Friday, April 6, 2012

I wake up to the sound of the dog barking, rooster crowing, kids crying or some obnoxious bird. Most mornings I am already sweating or will soon be. As soon as I walk outside I have red dirt on me, and the bottoms of my feet are never clean. I read to 12 two year olds and wonder if I am mostly reading to myself. But it's when their tiny fingers reach out and touch the pictures that I am reminded. It's when she extends her hand and practices the proper English greeting "Hello, Auntie. How are you?" we shake hands and it's repeated twenty more times before I sit among them. It's when her deep brown eyes tell me she just needs to be held. It's when I have many babies wanting in my lap and I try my hardest to make room.

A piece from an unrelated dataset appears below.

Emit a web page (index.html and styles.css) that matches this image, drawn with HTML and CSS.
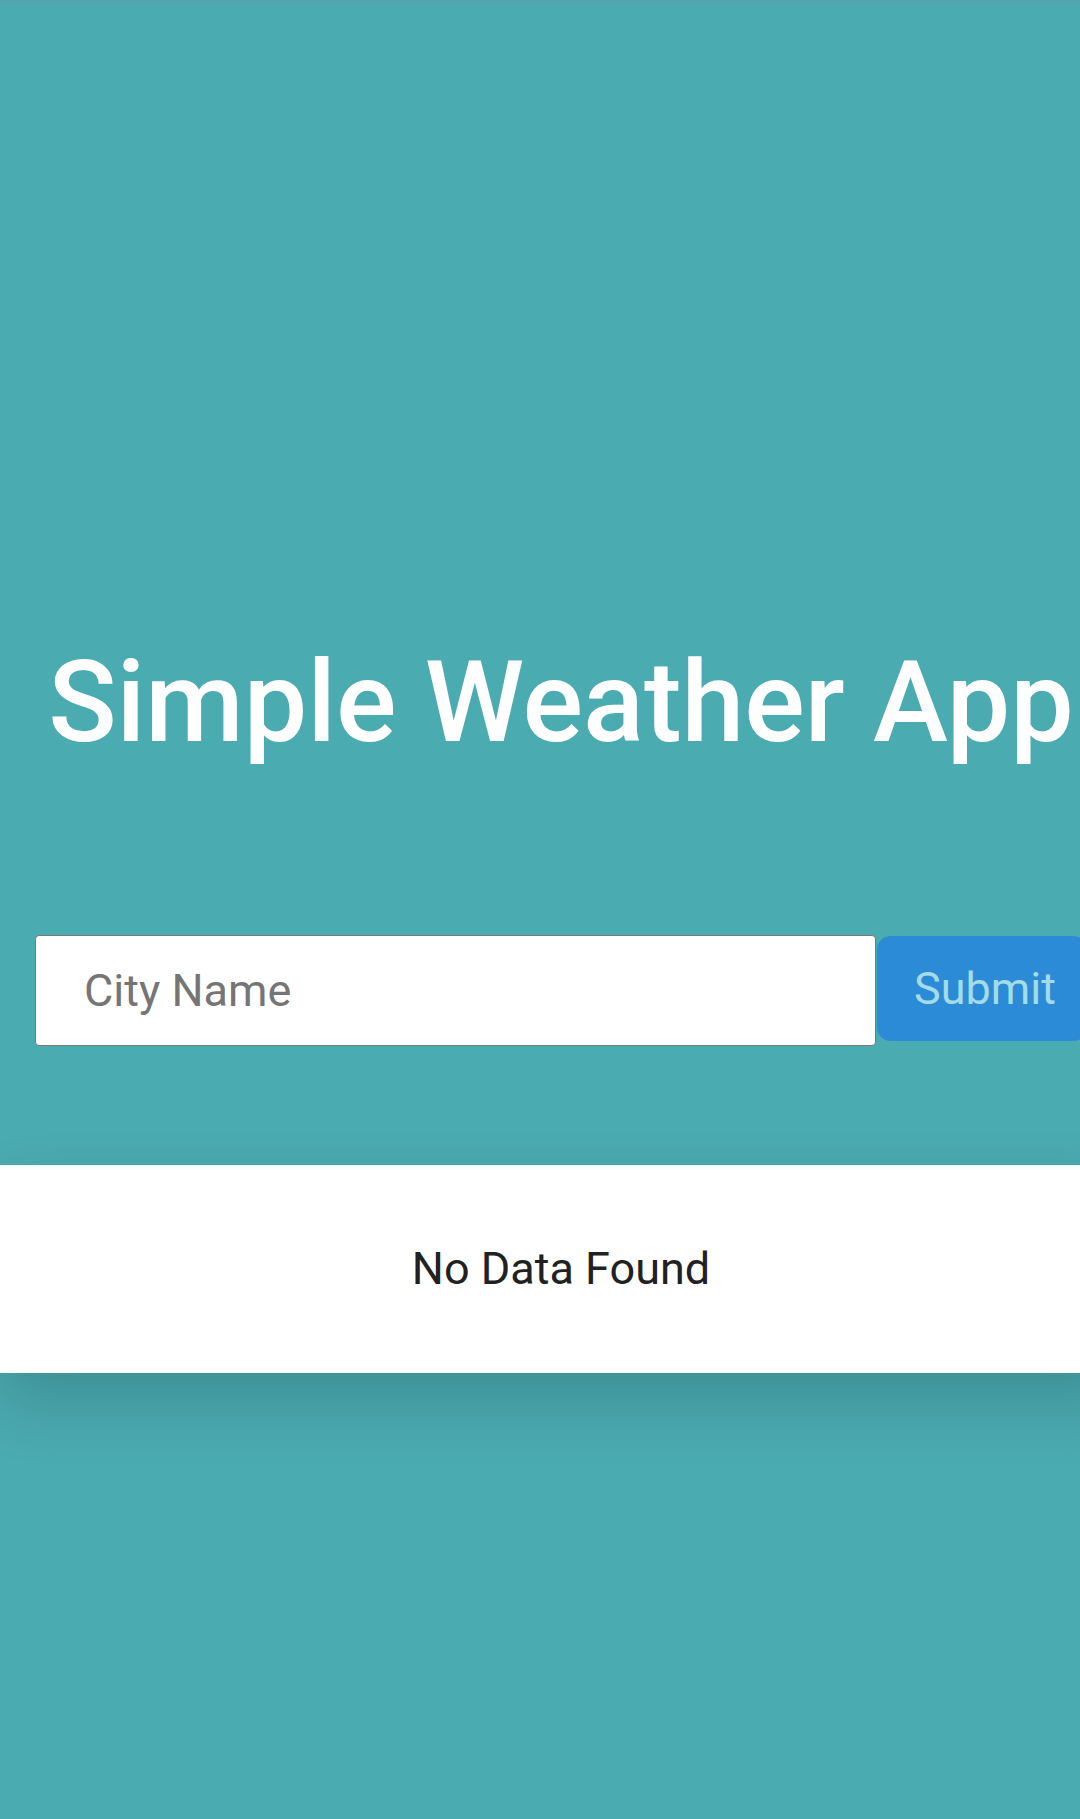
FILE: index.html
```html
<!DOCTYPE html>
<html lang="en">
<head>
<meta charset="utf-8">
<title>Simple Weather App</title>
<link rel="stylesheet" href="styles.css">
</head>
<body>
<div class="page">
  <h1 class="title">Simple Weather App</h1>
  <form class="search">
    <input class="city" type="text" placeholder="City Name">
    <button class="submit" type="button">Submit</button>
  </form>
  <section class="result">
    <p class="empty">No Data Found</p>
  </section>
</div>
</body>
</html>
```

FILE: styles.css
```css
html, body {
  margin: 0;
  padding: 0;
  overflow: hidden;
  background: #4aabb1;
}

.page {
  width: 1122px;
  min-height: 1819px;
  box-sizing: border-box;
  border-top: 4px solid #55a4ab;
  background: #4aabb1;
  font-family: Roboto, "Noto Sans", sans-serif;
  display: flex;
  flex-direction: column;
}

.title {
  margin: 630px 0 0;
  font-size: 113px;
  line-height: 137px;
  font-weight: 500;
  color: #ffffff;
  text-align: center;
}

.search {
  margin: 164px 35px 0;
  display: flex;
  align-items: flex-start;
  gap: 1px;
}

.city {
  flex: 1;
  height: 111px;
  box-sizing: border-box;
  border: 1.5px solid #787878;
  border-radius: 4px;
  padding: 0 0 0 48px;
  font-family: Roboto, "Noto Sans", sans-serif;
  font-size: 45px;
  color: #222;
  background: #fff;
  outline: none;
}

.city::placeholder {
  color: #757575;
}

.submit {
  margin-top: 1px;
  height: 105px;
  padding: 0 31px 0 37px;
  border: none;
  border-radius: 14px;
  background: #2c8bd6;
  color: #a3dbe6;
  font-family: Roboto, "Noto Sans", sans-serif;
  font-size: 45px;
}

.result {
  margin-top: 119px;
  background: #ffffff;
  padding: 78px 0;
  text-align: center;
  box-shadow: 0 30px 60px rgba(0, 0, 0, 0.16);
}

.empty {
  margin: 0;
  font-size: 45px;
  line-height: 52px;
  color: #212121;
}
```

It's when she lays in my lap being shy to the visitor, but in the short few days I have known her I know she is anything BUT shy. It's when her hands are folded and eyes closed and this small child leads her sisters in prayer. It's when they all sing 'He's got the whole world in His hands..'. It's when I tickle them and they giggle contagiously. It's when he picks me pink flowers. It's when we walk hand in hand along Lake Victoria talking about crocodiles. It's when I kiss their cheeks and get warn smiles. It's when their hands are tucked into mine. It then that I remember. THIS is why I traveled 35 hours to sleep under a mosquito net and live on the equator. THIS is why I gave up all familiar and gave into the call of Jesus. They are why, and they are worth it. They change me, day by day.